Sorry Yvette Cooper managed to survive, she really needed to go. Now I hope Boris Johnson finishes the job to get us out of the EU, no deal the preferred start, and build from the bottom.
Rebuild and back up Britain’s priorities and stop the derogatory attitudes that have developed from being under the EU domination.
From; M.K. O’Sullivan, Victoria Street, Allerton Bywater, Castleford.
FOLLOWING the election, the taste of Schadenfreude still lingers pleasantly.
I think of the dismay among those who have tried so hard to nullify the referendum result – Hilary Benn, Barry Sheerman, Richard Burgon, Rachel Reeves, Yvette Cooper, Mary Creagh come to mind.
I think, too, how bitter Friday breakfast will have tasted for the likes of Gina Miller, the arch Remainer, and also for the UK Supreme Court judges.
Far be it for me to advise Liberal Democrats on what to do from here, but unbridled arrogance like we saw from Jo Swinson turns many off.

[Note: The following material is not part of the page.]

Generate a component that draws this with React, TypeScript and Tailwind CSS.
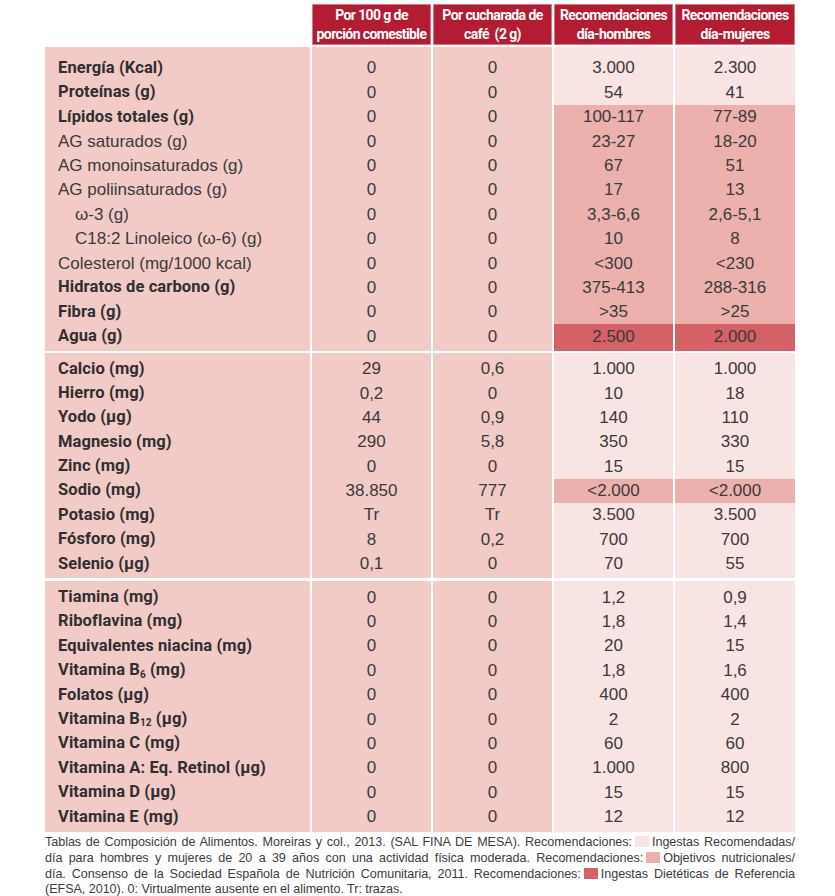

Am I blind to the faults of Boris Johnson? I am not. Look at Jeremy Corbyn, Swinson and see why voting for him was the only answer.
From: Mark Elliott, Ferrensby, Knaresborough.
THE reasons for the demise of Labour in the electoral “red wall” can be summed up quite simply: the metropolitan elite London leadership of the party spent far too much time worrying about causes such as Palestine whilst completely forgetting about places like Penistone.